«Terribilis est locus iste», comenzaron a cantar en gregoriano cuatro monjes benedictinos de la Abadía de San Pedro de Solesmes. Y los siguió el resto de la comunidad: «Hic domus Dei est, et porta caeli». Son palabras de Jacob en Génesis 28,17: «¡Qué terrible es este lugar!¡Es la casa de Dios y la puerta del cielo!»
En ese cenobio francés, famoso en todo el mundo por los estudios y la interpretación del gregoriano y por la solemnidad con la que se ofician los actos litúrgicos, el abad, dom Geoffroy Kemlin, presidió, el pasado jueves 12 de octubre, la Misa de aniversario de la dedicación de la iglesia abacial.
En esa misma ceremonia, Guiorgui Vodé, un joven de familia georgiana, hizo profesión solemne, le fue impuesta la cogulla negra y se convirtió así en miembro de pleno derecho de la comunidad monástica de San Pedro de Solesmes.
Fue un sacerdote diocesano, Prosper Guéranger (1805-1875), viendo el estado ruinoso en el que se hallaba el monasterio, no lejos de la casa en la que él nació, y tras tener noticia de que iba a ser vendido, quien se aplicó con todas sus fuerzas, y la compañía de algunos sacerdotes jóvenes, a levantarlo e implantar en él la vida benedictina, extinguida por entonces en Francia.
La lectura de la vida de dom Guéranguer debería ser obligatoria en los seminarios para curas. No se puede creer si no se ve lo que aquel sacerdote diocesano, que no era monje, logró construir sobre la absoluta miseria que yacía en forma de piedras a orillas del río Sarthe y el inmenso esplendor que alcanzó, bajo su guía, la vida monástica en Francia y en Europa.
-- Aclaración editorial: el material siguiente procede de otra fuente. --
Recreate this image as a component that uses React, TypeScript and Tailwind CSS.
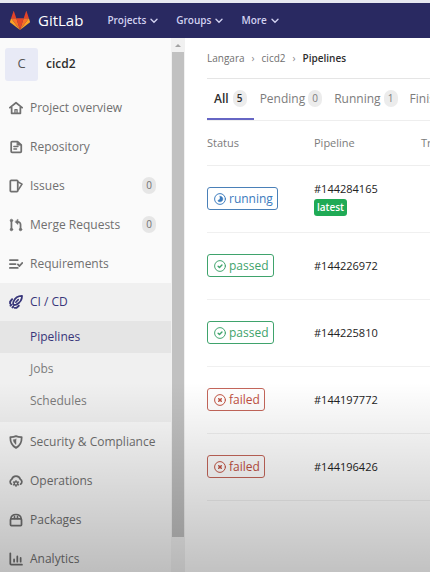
import type { ReactNode } from "react";

function Icon({ children, className = "size-[14px]" }: { children: ReactNode; className?: string }) {
  return (
    <svg
      viewBox="0 0 16 16"
      className={`shrink-0 ${className}`}
      fill="none"
      stroke="currentColor"
      strokeWidth="2"
      strokeLinecap="round"
      strokeLinejoin="round"
      aria-hidden="true"
    >
      {children}
    </svg>
  );
}

const icons = {
  home: (
    <>
      <path d="M1 7.600 8 2l7 5.600M3 7v7h10V7" />
      <path d="M6.800 13.500v-3.700h2.400v3.700" strokeWidth="1.500" />
    </>
  ),
  doc: (
    <>
      <path d="M3.500 1.800h6.300L14 5.600v7.600a1 1 0 0 1-1 1H3.500a1 1 0 0 1-1-1V2.800a1 1 0 0 1 1-1z" />
      <path d="M5.600 7.300h4.600M5.600 10.400h3" strokeWidth="1.700" />
      <path d="M9.300 2.200 13.600 6H9.300z" fill="currentColor" strokeWidth="0.600" />
    </>
  ),
  issues: (
    <>
      <rect x="1.500" y="1.500" width="8.500" height="13" rx="1" />
      <path d="M10.500 3.500 14.900 5.800 10.800 12.200" strokeWidth="1.800" />
    </>
  ),
  merge: (
    <>
      <path d="M2.800 3.500v9.500M13.200 13V7.500a3 3 0 0 0-3-3" />
      <circle cx="2.800" cy="2.800" r="1.500" fill="currentColor" strokeWidth="0.600" />
      <circle cx="2.800" cy="13.200" r="1.500" fill="currentColor" strokeWidth="0.600" />
      <circle cx="13.200" cy="13.200" r="1.500" fill="currentColor" strokeWidth="0.600" />
      <path d="M10.300 1.600v5.800L7 4.500z" fill="currentColor" strokeWidth="0.600" />
    </>
  ),
  requirements: <path d="M1 3.500h9M1 8h6.500M1 12.500h9M10.200 8.500l1.800 1.800L15.200 6.800" />,
  rocket: (
    <>
      <path d="M14.900 1.100C10.500 1 7 3.300 5 7.800l-.4 2.700 1 1 2.700-.5c4.300-2.200 6.600-5.500 6.600-9.900z" strokeWidth="2" />
      <path d="M10.600 5.300 7.800 8.300" strokeWidth="1.800" />
      <path d="M3.600 4.800 1.300 7.600v2.200M11.200 12.300l-2.600 2.400H6.400M2.600 11.300l-.9.900M4.800 13.300l-.9.900" strokeWidth="2.200" />
    </>
  ),
  shield: (
    <>
      <path d="M8 1.300c2 .9 4 1.300 6.500 1.200C14.600 8.500 12.500 12.300 8 14.700 3.500 12.300 1.400 8.500 1.500 2.500 4 2.600 6 2.200 8 1.300z" />
      <path d="M8 4.800v6C6 9.200 5 7.500 4.900 5.300 6 5.300 7 5.200 8 4.800z" fill="currentColor" strokeWidth="0.500" />
    </>
  ),
  cloud: (
    <>
      <path d="M2.800 11.600A3.200 3.200 0 0 1 3.200 6C3.800 3.500 5.700 2.300 8 2.300s4.300 1.200 4.900 3.700a3.200 3.200 0 0 1 .3 5.600" />
      <circle cx="8" cy="10.800" r="2" strokeWidth="1.700" />
      <path d="M8 7.500v.8M8 13.300v.8M5.100 9.200l.7.400M10.200 12l.7.400M5.100 12.400l.7-.4M10.200 9.600l.7-.4" strokeWidth="1.500" />
    </>
  ),
  package: (
    <>
      <rect x="1.700" y="6.600" width="12.600" height="7.800" rx="1" />
      <path d="M2 6.600C2.500 3 4.500 1.700 8 1.700s5.500 1.300 6 4.900M6.300 6.300V4.200M9.700 6.300V4.200" strokeWidth="1.900" />
    </>
  ),
  chart: (
    <>
      <path d="M1.500 1.500v12a1 1 0 0 0 1 1h12.300" />
      <path d="M5.800 8.500V11M9.500 5v6M13.300 6.800V11" />
    </>
  ),
};

function Chevron() {
  return (
    <svg viewBox="0 0 8 6" className="h-[6px] w-[8px]" fill="none" stroke="currentColor" strokeWidth="1.400" strokeLinecap="round" aria-hidden="true">
      <path d="M1 1.200l3 3 3-3" />
    </svg>
  );
}

function Logo() {
  return (
    <svg viewBox="0 0 20 19" className="h-[19px] w-[20px]" aria-hidden="true">
      <path d="M10 19 13.700 7.300H6.300z" fill="#e24329" />
      <path d="M10 19 6.300 7.300H1.100zM10 19l3.700-11.700h5.200z" fill="#fc6d26" />
      <path d="M1.100 7.300 0 10.700c-.1.400 0 .7.300.9L10 19zM18.900 7.300 20 10.700c.1.400 0 .7-.3.900L10 19z" fill="#fca326" />
      <path d="M1.100 7.300h5.200L4 .4c-.1-.4-.5-.4-.6 0zM18.900 7.300h-5.200L16 .4c.1-.4.500-.4.600 0z" fill="#e24329" />
    </svg>
  );
}

function NavItem({ icon, label, count, active }: { icon: ReactNode; label: string; count?: number; active?: boolean }) {
  return (
    <a
      href="#"
      className={`flex items-center gap-[7px] pr-[15px] pl-[9px] text-[12px] whitespace-nowrap ${active ? "h-[38px] font-medium text-[#38367a]" : "h-[39px] text-[#707070]"}`}
    >
      <Icon>{icon}</Icon>
      <span className="flex-1">{label}</span>
      {count !== undefined && (
        <span className="flex h-[17px] w-[14px] items-center justify-center rounded-full bg-[#e6e6e6] text-[10px]">{count}</span>
      )}
    </a>
  );
}

function SubItem({ label, active }: { label: string; active?: boolean }) {
  return (
    <a
      href="#"
      className={`flex h-[32px] items-center pl-[30px] text-[12px] ${active ? "bg-[#e5e5e5] font-medium text-[#38367a]" : "text-[#7c7c7c]"}`}
    >
      {label}
    </a>
  );
}

function Tab({ label, count, active }: { label: string; count?: number; active?: boolean }) {
  return (
    <button
      type="button"
      role="tab"
      aria-selected={!!active}
      className={`flex h-[41px] shrink-0 items-center border-b-2 text-[12px] ${active ? "gap-1 border-[#6666c4] px-[7px] font-semibold text-[#2e2e2e]" : "gap-[3px] border-transparent px-[6px] text-[#7c7c7c]"}`}
    >
      {label}
      {count !== undefined && (
        <span className="flex h-[17px] w-[14px] items-center justify-center rounded-full bg-[#ececec] text-[10px]">{count}</span>
      )}
    </button>
  );
}

type Status = "running" | "passed" | "failed";

const statusColors: Record<Status, string> = {
  running: "border-[#4a80b8] text-[#3a7abd]",
  passed: "border-[#3fa36c] text-[#3fa36c]",
  failed: "border-[#c4665a] text-[#c0503f]",
};

const statusIcons: Record<Status, ReactNode> = {
  running: <path d="M8 4.500v3.500L5 10.200A3.800 3.800 0 1 0 8 4.200z" fill="currentColor" strokeWidth="0.600" />,
  passed: <path d="M5.500 8.200l1.800 1.800 3.300-3.400" strokeWidth="1.900" />,
  failed: <path d="M6.300 6.300l3.400 3.400M9.700 6.300 6.300 9.700" strokeWidth="2" />,
};

function StatusBadge({ status }: { status: Status }) {
  return (
    <a href="#" className={`inline-flex h-[23px] items-center gap-[3px] rounded-[3px] border pr-[4px] pl-[6px] text-[12px] ${statusColors[status]}`}>
      <Icon className="size-[12px]">
        <circle cx="8" cy="8" r="7.200" strokeWidth="1.300" />
        {statusIcons[status]}
      </Icon>
      {status}
    </a>
  );
}

const pipelines: { id: string; status: Status; latest?: boolean }[] = [
  { id: "#144284165", status: "running", latest: true },
  { id: "#144226972", status: "passed" },
  { id: "#144225810", status: "passed" },
  { id: "#144197772", status: "failed" },
  { id: "#144196426", status: "failed" },
];

export default function App() {
  return (
    <div className="relative flex h-screen flex-col overflow-hidden bg-white font-['Open_Sans','Noto_Sans',sans-serif]">
      <header className="flex h-[38px] shrink-0 items-center border-t-[3px] border-[#e6e8f0] bg-[#292961] pl-[10px] text-white">
        <a href="#" className="flex items-center gap-2 text-[15px]">
          <Logo />
          GitLab
        </a>
        <nav className="ml-[24px] flex gap-[18px] text-[10px] font-semibold text-[#d1d1f0]">
          {["Projects", "Groups", "More"].map((name) => (
            <button key={name} type="button" className="flex items-center gap-[4px]">
              {name}
              <Chevron />
            </button>
          ))}
        </nav>
      </header>

      <div className="flex min-h-0 flex-1">
        <aside className="w-[171px] shrink-0 overflow-hidden bg-[#fafafa]">
          <a href="#" className="flex h-[50px] items-center gap-2 pt-[2px] pl-[5px] text-[12px] font-semibold text-[#2e2e2e]">
            <span className="flex size-[33px] items-center justify-center rounded-[3px] bg-[#e8eaf6] text-[13px] font-normal text-[#555]">C</span>
            cicd2
          </a>
          <nav>
            <NavItem icon={icons.home} label="Project overview" />
            <NavItem icon={icons.doc} label="Repository" />
            <NavItem icon={icons.issues} label="Issues" count={0} />
            <NavItem icon={icons.merge} label="Merge Requests" count={0} />
            <NavItem icon={icons.requirements} label="Requirements" />
            <div className="bg-[#f0f0f0] pb-[5px]">
              <NavItem icon={icons.rocket} label="CI / CD" active />
              <SubItem label="Pipelines" active />
              <SubItem label="Jobs" />
              <SubItem label="Schedules" />
            </div>
            <NavItem icon={icons.shield} label="Security & Compliance" />
            <NavItem icon={icons.cloud} label="Operations" />
            <NavItem icon={icons.package} label="Packages" />
            <NavItem icon={icons.chart} label="Analytics" />
          </nav>
        </aside>

        <div className="flex w-[14px] shrink-0 flex-col items-center bg-[#f1f1f1] pb-[35px]" aria-hidden="true">
          <svg viewBox="0 0 14 14" className="size-[14px] shrink-0">
            <path d="M4 9l3-3 3 3z" fill="#a3a3a3" />
          </svg>
          <div className="w-[12px] flex-1 bg-[#c1c1c1]" />
        </div>

        <main className="min-w-0 flex-1 overflow-hidden pl-[22px]">
          <nav aria-label="Breadcrumb" className="flex h-[41px] items-center gap-[7px] border-b border-[#e5e5e5] text-[10px] text-[#707070]">
            <a href="#">Langara</a>
            <span className="text-[#888]">›</span>
            <a href="#">cicd2</a>
            <span className="text-[#888]">›</span>
            <a href="#" className="font-semibold text-[#2e2e2e]">Pipelines</a>
          </nav>
          <div role="tablist" className="flex overflow-hidden border-b border-[#eeeeee]">
            <Tab label="All" count={5} active />
            <Tab label="Pending" count={0} />
            <Tab label="Running" count={1} />
            <Tab label="Finished" />
          </div>
          <table className="w-[321px] table-fixed text-left">
            <thead>
              <tr className="h-[44px] border-b border-[#eeeeee] text-[11px] text-[#7c7c7c]">
                <th className="font-normal">Status</th>
                <th className="font-normal">Pipeline</th>
                <th className="font-normal">Triggerer</th>
              </tr>
            </thead>
            <tbody>
              {pipelines.map((p) => (
                <tr key={p.id} className="h-[67px] border-b border-[#f0f0f0]">
                  <td>
                    <StatusBadge status={p.status} />
                  </td>
                  <td className="text-[11px] leading-[20px] text-[#222]">
                    <a href="#" className="block">{p.id}</a>
                    {p.latest && (
                      <span className="mb-[3px] flex h-[17px] w-[33px] items-center justify-center rounded-[3px] bg-[#1faa55] text-[10px] font-semibold text-white">
                        latest
                      </span>
                    )}
                  </td>
                  <td />
                </tr>
              ))}
            </tbody>
          </table>
        </main>
      </div>

      <div className="pointer-events-none absolute inset-x-0 bottom-0 h-[190px] bg-linear-to-b from-transparent to-black/24" />
    </div>
  );
}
Esto lo sabía bien el arzobispo ovetense Francisco Javier Lauzurica y Torralba, quien, a los cursos de verano que organizaba para los seminaristas de Asturias en Covadonga, invitaba, como profesores, a monjes de Solesmes, que acudían al santuario para instruir en la técnica y en las bellezas del canto gregoriano a los jóvenes candidatos al sacerdocio.
En Solesmes, no sólo el gregoriano, sino también la liturgia, la centralidad otorgada a los Santos Padres y a los principales teólogos y maestros de la Historia de la Iglesia, la seriedad en la observancia de la Regla de san Benito y la erudición de los monjes han ejercido una atracción irresistible en numerosos escritores e intelectuales.
Así, entre otros, Louis Veuillot, Léon Bloy, Joris-Karl Huysmans, Marguerite Aron, Jacques y Raïssa Maritain, Pieter van der Meer de Walcheren, Paul Claudel, François Mauriac, Pierre Reverdy, Paul Valéry, John Howard Griffin o Julien Green.
De entre los visitantes de Solesmes, la figura de Simone Weil (1909-1943) es especialmente significativa, porque, siendo judía, se convirtió allí, con todo el afecto de que era capaz su corazón, y lo era mucho, durante la Semana Santa de 1938, al cristianismo, si bien no llegó nunca a recibir el bautismo: «El pensamiento de la Pasión de Cristo ha entrado en mí de una vez para siempre». Más aún, en Solesmes tuvo una experiencia mística después de haber leído el poema “Love (III)” de George Herbert, que ella misma refirió en estos términos:
«Lo aprendí de memoria. A menudo, en el momento culminante de mis dolores de cabeza, yo me ejercitaba en recitarlo, poniendo toda mi atención y adhiriéndome con toda el alma a la ternura que en él se contiene. Yo pensaba que lo recitaba sólo como un hermoso poema, pero, sin yo ser consciente, esa recitación tenía la fuerza de una oración. Fue durante una de esas recitaciones cuando, como ya he dicho, Cristo mismo descendió hasta mí y me tomó».
Aún se recuerda, en la iglesia abacial de San Pedro de Solesmes, el lugar en el que Simone Weil se recogía en oración, en los bancos de atrás del templo, para gustar, en la intimidad de su ser, del abrazo del Amor, que vino a ella portando la muleta más firme sobre la que quepa apoyarse y descansar: la de la cruz de Cristo.